• _TASK INSTRUCTIONS_
From the listing below, pull out the lines that hold "index".

* BEGIN *

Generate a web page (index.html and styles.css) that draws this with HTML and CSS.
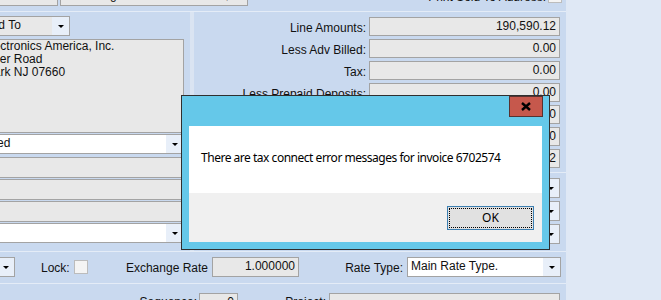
FILE: index.html
```html
<!DOCTYPE html>
<html>
<head>
    <title>Invoice Totals</title>
    <link rel="stylesheet" href="styles.css">
</head>
<body>
<div class="app">
    <div class="top-strip">
        <div class="field top-a"></div>
        <div class="field top-name">Samsung Electronics America, Inc.</div>
        <span class="lbl print-lbl">Print Sold To Address:</span>
        <span class="check top-check"></span>
    </div>
    <div class="hsep"></div>

    <div class="main">
        <div class="left-col">
            <div class="left-inner">
                <div class="combo combo-ro combo-sold">
                    <span class="combo-text">Sold To</span><span class="combo-btn"></span>
                </div>
                <div class="address">Samsung Electronics America, Inc.<br>105 Challenger Road<br>Ridgefield Park NJ 07660</div>
                <div class="combo combo-left">
                    <span class="combo-text">Approved</span><span class="combo-btn"></span>
                </div>
                <div class="field left-field first"></div>
                <div class="field left-field"></div>
                <div class="field left-field"></div>
                <div class="combo combo-left">
                    <span class="combo-text"></span><span class="combo-btn"></span>
                </div>
            </div>
        </div>
        <div class="vsep"></div>
        <div class="right-col">
            <div class="totals">
                <div class="total-row"><span class="lbl">Line Amounts:</span><div class="field num">190,590.12</div></div>
                <div class="total-row"><span class="lbl">Less Adv Billed:</span><div class="field num">0.00</div></div>
                <div class="total-row"><span class="lbl">Tax:</span><div class="field num">0.00</div></div>
                <div class="total-row"><span class="lbl">Less Prepaid Deposits:</span><div class="field num">0.00</div></div>
                <div class="total-row"><span class="lbl">Less Retention:</span><div class="field num">0.00</div></div>
                <div class="total-row"><span class="lbl">Freight:</span><div class="field num">0.00</div></div>
                <div class="total-row"><span class="lbl">Invoice Total:</span><div class="field num">190,590.12</div></div>
            </div>
            <div class="hsep"></div>
            <div class="selects">
                <div class="select-row"><span class="lbl">Terms:</span><div class="combo combo-right"><span class="combo-text">Net 30</span><span class="combo-btn"></span></div></div>
                <div class="select-row"><span class="lbl">Currency:</span><div class="combo combo-right"><span class="combo-text">USD</span><span class="combo-btn"></span></div></div>
                <div class="select-row"><span class="lbl">Tax Code:</span><div class="combo combo-right"><span class="combo-text">Exempt</span><span class="combo-btn"></span></div></div>
            </div>
        </div>
    </div>

    <div class="hsep"></div>
    <div class="rate-row">
        <div class="combo combo-small"><span class="combo-text"></span><span class="combo-btn"></span></div>
        <span class="lbl lbl-lock">Lock:</span>
        <span class="check lock-check"></span>
        <span class="lbl lbl-rate">Exchange Rate</span>
        <div class="field num rate-field">1.000000</div>
        <span class="lbl lbl-type">Rate Type:</span>
        <div class="combo combo-type"><span class="combo-text">Main Rate Type.</span><span class="combo-btn"></span></div>
    </div>
    <div class="hsep"></div>
    <div class="bottom-row">
        <span class="lbl lbl-seq">Sequence:</span>
        <div class="field num seq-field">0</div>
        <span class="lbl lbl-proj">Project:</span>
        <div class="field proj-field"></div>
    </div>
</div>

<div class="dialog">
    <div class="dialog-title">
        <span class="close-btn">
            <svg width="10" height="9" viewBox="0 0 10 9"><path d="M1 1 L9 8 M9 1 L1 8" stroke="#000" stroke-width="2.4"/></svg>
        </span>
    </div>
    <div class="dialog-body">There are tax connect error messages for invoice 6702574</div>
    <div class="dialog-foot">
        <div class="ok-btn"><span class="ok-focus">OK</span></div>
    </div>
</div>
</body>
</html>
```

FILE: styles.css
```css
* { box-sizing: border-box; }
body {
    margin: 0;
    width: 661px;
    height: 300px;
    overflow: hidden;
    position: relative;
    background: #dfe8f5;
    font-family: "Liberation Sans", Arial, sans-serif;
    font-size: 12px;
    color: #111;
}
.app {
    width: 566px;
    height: 300px;
    background: #c9d9ef;
    overflow: hidden;
}
.hsep { height: 1px; background: #e4ecf7; }
.lbl { white-space: nowrap; line-height: 22px; }

.field {
    height: 19px;
    background: #e8e8e8;
    border: 1px solid #a3a3a3;
    line-height: 16px;
    padding: 0 3px;
    white-space: nowrap;
    overflow: hidden;
}
.num { text-align: right; }
.check {
    width: 14px;
    height: 14px;
    background: #f4f4f4;
    border: 1px solid #bcbcbc;
}

/* combo boxes */
.combo {
    display: flex;
    height: 20px;
    background: #fff;
    border: 1px solid #a3a3a3;
    overflow: hidden;
}
.combo-text { flex: 1; padding-left: 3px; line-height: 17px; white-space: nowrap; }
.combo-btn {
    width: 17px;
    background: #e8eff9;
    display: flex;
    align-items: center;
    justify-content: center;
}
.combo-btn::after {
    content: "";
    border-left: 3px solid transparent;
    border-right: 3px solid transparent;
    border-top: 3px solid #000;
}
.combo-ro { background: #e8e8e8; }

/* top strip */
.top-strip { height: 11px; display: flex; align-items: flex-start; }
.top-a { margin: -14px 0 0 -3px; width: 61px; height: 20px; }
.top-name { margin: -14px 0 0 2px; width: 188px; height: 20px; padding-left: 5px; line-height: 17px; }
.print-lbl { margin: -14px 0 0 0; width: 298px; text-align: right; }
.top-check { margin: -11px 0 0 2px; }

/* middle */
.main { display: flex; height: 239px; }
.left-col { width: 190px; overflow: hidden; }
.left-inner { margin-left: -80px; width: 264px; }
.combo-sold { margin: 4px 0 0 57px; width: 93px; }
.address {
    margin: 3px 0 0 4px;
    width: 260px;
    height: 94px;
    background: #e8e8e8;
    border: 1px solid #a3a3a3;
    padding-left: 4px;
    line-height: 13px;
    white-space: nowrap;
}
.combo-left { margin: 1px 0 0 35px; width: 229px; }
.left-field { margin: 1px 0 0 35px; width: 229px; height: 21px; }
.left-field.first { margin-top: 3px; }

.vsep { width: 4px; background: #dae4f2; }
.right-col { width: 372px; }
.totals { padding: 5px 0 1px; }
.total-row, .select-row { display: flex; height: 22px; }
.total-row .lbl, .select-row .lbl { width: 172px; text-align: right; }
.total-row .field { margin-left: 3px; width: 191px; }
.selects { padding-top: 5px; }
.select-row { height: 23px; }
.combo-right { margin-left: 3px; width: 191px; }

/* exchange rate row */
.rate-row { display: flex; height: 31px; padding-top: 5px; align-items: flex-start; }
.combo-small { margin-left: -30px; width: 45px; }
.lbl-lock { margin-left: 26px; width: 33px; }
.lock-check { margin-top: 3px; }
.lbl-rate { width: 120px; text-align: right; }
.rate-field { margin-left: 4px; width: 87px; height: 20px; line-height: 17px; }
.lbl-type { width: 104px; text-align: right; }
.combo-type { margin-left: 4px; width: 154px; }

/* bottom row */
.bottom-row { display: flex; padding-top: 9px; align-items: flex-start; }
.bottom-row .lbl { line-height: 18px; text-align: right; }
.lbl-seq { width: 197px; }
.seq-field { margin-left: 2px; width: 39px; }
.lbl-proj { width: 88px; }
.proj-field { margin-left: 3px; width: 231px; }

/* message box */
.dialog {
    position: absolute;
    left: 181px;
    top: 95px;
    width: 369px;
    height: 155px;
    background: #65c8e9;
    border: 1px solid #2f2f2f;
    padding: 0 7px 7px;
    font-family: "Noto Sans", "Open Sans", sans-serif;
}
.dialog-title { height: 30px; position: relative; }
.close-btn {
    position: absolute;
    left: 320px;
    top: 0;
    width: 34px;
    height: 21px;
    background: #c6584c;
    border: 1px solid #573230;
    display: flex;
    align-items: center;
    justify-content: center;
}
.dialog-body {
    height: 67px;
    background: #fff;
    padding: 0 0 0 12px;
    font-size: 12px;
    letter-spacing: -0.48px;
    line-height: 64px;
    color: #000;
}
.dialog-foot {
    height: 49px;
    background: #f0f0f0;
    display: flex;
    justify-content: flex-end;
    padding: 13px 8px 0 0;
}
.ok-btn {
    width: 87px;
    height: 24px;
    border: 1px solid #3c7fb1;
    background: #e1e1e1;
    padding: 1px;
}
.ok-focus {
    display: block;
    height: 100%;
    border: 1px dotted #000;
    text-align: center;
    font-size: 12px;
    line-height: 18px;
    color: #000;
}
```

* END *

• _SOLUTION FOR THIS PROBLEM_
Generate a web page (index.html and styles.css) that draws this with HTML and CSS.
FILE: index.html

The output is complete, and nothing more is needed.